Segundo De Plácido e Silva, "os bens dizem-se livres quando não estão sobrecarregados de qualquer ônus, compromisso ou obrigação. São livres sob qualquer aspecto, não pesando sobre eles qualquer ônus reais ou qualquer direito alheio, que possa restringir a ação de seu titular" ("Vocabulário Jurídico", Editora Forense, 1.993).
Já Edson José Rafael, ex-curador de fundações em São Paulo, em sua obra "Fundações e Direito – 3º Setor", da Editora Melhoramentos, página 93, salienta: "não nos parece possível criar uma fundação quando o patrimônio do instituidor já esteja comprometido com credores que, assim, ficariam sem as garantias necessárias para o recebimento dos respectivos créditos. Se, por má-fé ou engodo do instituidor, for constituída uma fundação, com visível fraude contra credores, podem estes valer-se de ação anulatória, desconstituindo judicialmente aquilo que legalmente não puder ter nascido".

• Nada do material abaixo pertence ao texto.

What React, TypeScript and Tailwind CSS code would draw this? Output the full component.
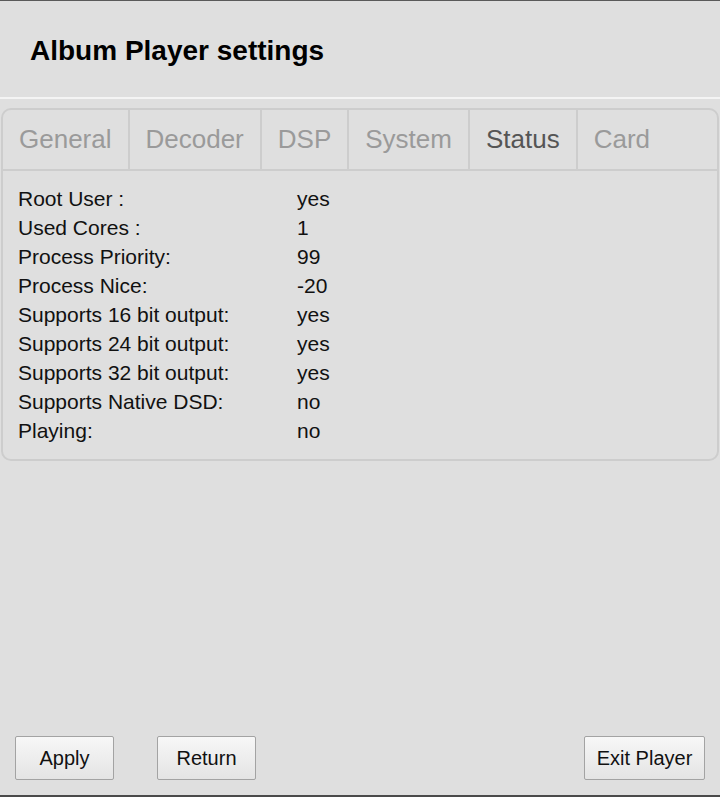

Na nossa ótica, o único caminho a ser trilhado com sucesso para alcançar o registro requerido seria a lavratura de uma escritura pública onde a associação criasse, efetivamente, uma fundação transferindo-lhe seu patrimônio líquido, consignando-se que, por via de conseqüência, aquela seria extinta, passando a fundação, assim, a ser sua sucessora para todos os fins e efeitos de direito.
Finalizando, cabe observar que, em Piracicaba/SP, existe um caso semelhante, já julgado pela Corregedoria Permanente, cuja decisão entendeu pela impossibilidade da transformação de associação em fundação (Processo nº 333/2.005), estando o mesmo em grau de recurso, e onde o ilustre 2º Oficial de Registro de Imóveis e Anexos relata posicionamento no mesmo sentido manifestado pelo Ministério Público, tanto em Minas Gerais como no Paraná.